Ahmed Fakroun - Nisyan
Hamid al Shaeri - Oyounha
Interdite de séjour sous Muammar Kadhafi, la musique occidentale circule sous le manteau et conduit à la formation d’une multitude de groupes à l’identité pop rock, métal ou hard rock revendiquée. L’importation étrangère la plus marquante dans la musique libyenne est cependant celle du reggae à partir du début des années 1990. Omniprésent, chanté par une multitude d’interprètes féminins comme masculins, le reggae a néanmoins pour figure principale Ibrahim al Hasnawi. Aujourd’hui, le reggae se mâtine d’accents reggaeton voire trap, au fil des tendances mondiales.

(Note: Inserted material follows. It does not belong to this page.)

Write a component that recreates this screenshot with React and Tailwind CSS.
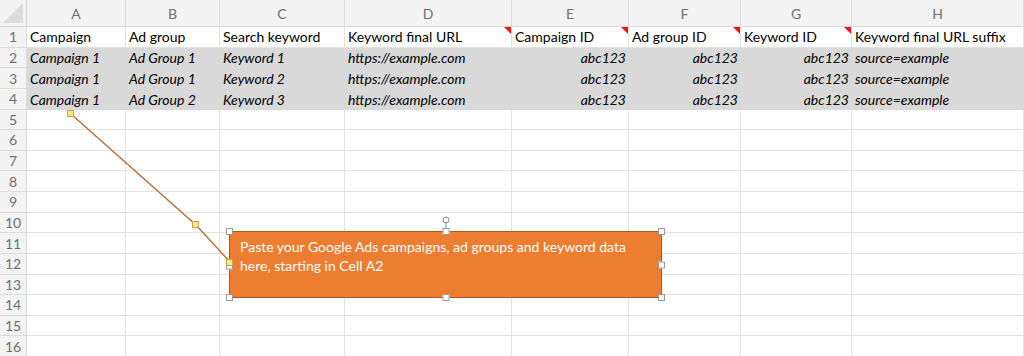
import React from "react";

const cols = ["A", "B", "C", "D", "E", "F", "G", "H"];

const header = [
  { text: "Campaign" },
  { text: "Ad group" },
  { text: "Search keyword" },
  { text: "Keyword final URL", flag: true },
  { text: "Campaign ID", flag: true },
  { text: "Ad group ID", flag: true },
  { text: "Keyword ID", flag: true },
  { text: "Keyword final URL suffix" },
];

const data = [
  ["Campaign 1", "Ad Group 1", "Keyword 1", "https://example.com", "abc123", "abc123", "abc123", "source=example"],
  ["Campaign 1", "Ad Group 1", "Keyword 2", "https://example.com", "abc123", "abc123", "abc123", "source=example"],
  ["Campaign 1", "Ad Group 2", "Keyword 3", "https://example.com", "abc123", "abc123", "abc123", "source=example"],
];

// id columns are right aligned
const rightCols = [4, 5, 6];

const Handle = ({ className }) => (
  <div className={`absolute w-[7px] h-[7px] bg-white border border-[#9a9a9a] ${className}`} />
);

const Knot = ({ className }) => (
  <div className={`absolute w-[7px] h-[7px] bg-[#fde58a] border border-[#c9a24a] ${className}`} />
);

export default function App() {
  const rows = [];
  for (let r = 1; r <= 16; r++) rows.push(r);

  return (
    <div
      className="relative w-[1024px] h-[356px] overflow-hidden bg-white text-[14px] text-black"
      style={{ fontFamily: "Lato, 'Open Sans', sans-serif" }}
    >
      <div className="grid grid-cols-[27px_99px_94px_125px_167px_117px_112px_111px_172px] grid-rows-[27px_repeat(16,20.625px)]">
        {/* corner */}
        <div className="relative bg-[#f3f3f3] border-r border-b border-[#d6d6d6] overflow-hidden">
          <div className="absolute right-[3px] bottom-[3px] w-0 h-0 border-l-[20px] border-l-transparent border-b-[20px] border-b-[#dcdcdc]" />
        </div>
        {cols.map((c) => (
          <div
            key={c}
            className="flex items-center justify-center bg-[#f3f3f3] border-r border-b border-[#d9d9d9] text-[#6f6f6f] text-[14px]"
          >
            {c}
          </div>
        ))}

        {rows.map((r) => (
          <React.Fragment key={r}>
            <div className="flex items-center justify-center bg-[#f3f3f3] border-r border-b border-[#dcdcdc] text-[#6f6f6f] text-[14px]">
              {r}
            </div>
            {cols.map((c, i) => {
              if (r === 1) {
                const h = header[i];
                return (
                  <div key={c} className="relative flex items-center px-[3px] border-r border-b border-[#e2e2e2] whitespace-nowrap overflow-hidden">
                    {h.text}
                    {h.flag && (
                      <div className="absolute top-0 right-0 w-0 h-0 border-l-[7px] border-l-transparent border-t-[7px] border-t-[#f01414]" />
                    )}
                  </div>
                );
              }
              if (r >= 2 && r <= 4) {
                const v = data[r - 2][i];
                return (
                  <div
                    key={c}
                    className={`flex items-center px-[3px] bg-[#d9d9d9] italic whitespace-nowrap overflow-hidden ${
                      rightCols.includes(i) ? "justify-end" : ""
                    }`}
                  >
                    {v}
                  </div>
                );
              }
              return <div key={c} className="border-r border-b border-[#e2e2e2]" />;
            })}
          </React.Fragment>
        ))}
      </div>

      {/* connector line of the callout */}
      <svg className="absolute left-0 top-0" width="1024" height="356">
        <polyline points="71,114 196,225 230,262" fill="none" stroke="#c0652a" strokeWidth="1.3" />
        <line x1="446" y1="222" x2="446" y2="231" stroke="#8a8a8a" strokeWidth="1" />
        <circle cx="446" cy="220" r="3" fill="white" stroke="#8a8a8a" strokeWidth="1" />
      </svg>

      {/* callout shape, selected */}
      <div className="absolute left-[229px] top-[231px] w-[433px] h-[67px] bg-[#ed7d31] border border-[#a95a22] px-[10px] pt-[6px] text-white text-[14px] leading-[18.5px]">
        Paste your Google Ads campaigns, ad groups and keyword data
        <br />
        here, starting in Cell A2
        <Handle className="-left-[4px] -top-[4px]" />
        <Handle className="left-1/2 -translate-x-1/2 -top-[4px]" />
        <Handle className="-right-[4px] -top-[4px]" />
        <Handle className="-left-[4px] top-1/2 -translate-y-1/2 mt-[1px]" />
        <Handle className="-right-[4px] top-1/2 -translate-y-1/2" />
        <Handle className="-left-[4px] -bottom-[4px]" />
        <Handle className="left-1/2 -translate-x-1/2 -bottom-[4px]" />
        <Handle className="-right-[4px] -bottom-[4px]" />
        <Knot className="-left-[4px] top-[27px]" />
      </div>

      <Knot className="left-[67px] top-[110px]" />
      <Knot className="left-[192px] top-[221px]" />
    </div>
  );
}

Ibrahim al Hasnawi - Min Galbi Khoudou
Si le reggae peut être porteur de paroles engagées, c’est au rap — structuré principalement entre Benghazi et Tripoli — qu’est associé le répertoire contestataire. Indissociable de la révolution de 2011, ce dernier a évolué ces douze dernières années, perdant parfois en acidité pour tendre vers un registre plus consensuel, et souffrant particulièrement d’une rentabilité économique quasi-inexistante. Alors que certains tentent de rejoindre l’Europe clandestinement en bateau à l’instar de MC Swat ou s’engagent ouvertement en faveur du pouvoir en place dans le cas de Volcano, d’autres comme McMego (Fifth Authority, Tripoli) et Issa Ben Dardaf (Benghazi) optent pour un rap commercial (« Wkhayna feat. KamiKazi », « Zahrana ») éloigné de leurs débuts (« Zanga kharba », « Da’ el rabi’ el arabi feat. Al General ») plus bruts sur la forme comme le fond. De Rami al Kaleh (« We will not surrender »), tué par un partisan de Kadhafi en 2011 à Ibn Thabit (« Al Sou’al »), qui mit un terme à sa carrière une fois le régime renversé, les productions de la révolution demeurent un rappel de l’espoir suscité par cette dernière, ainsi que des profondes amertumes qui s’en sont ensuivies.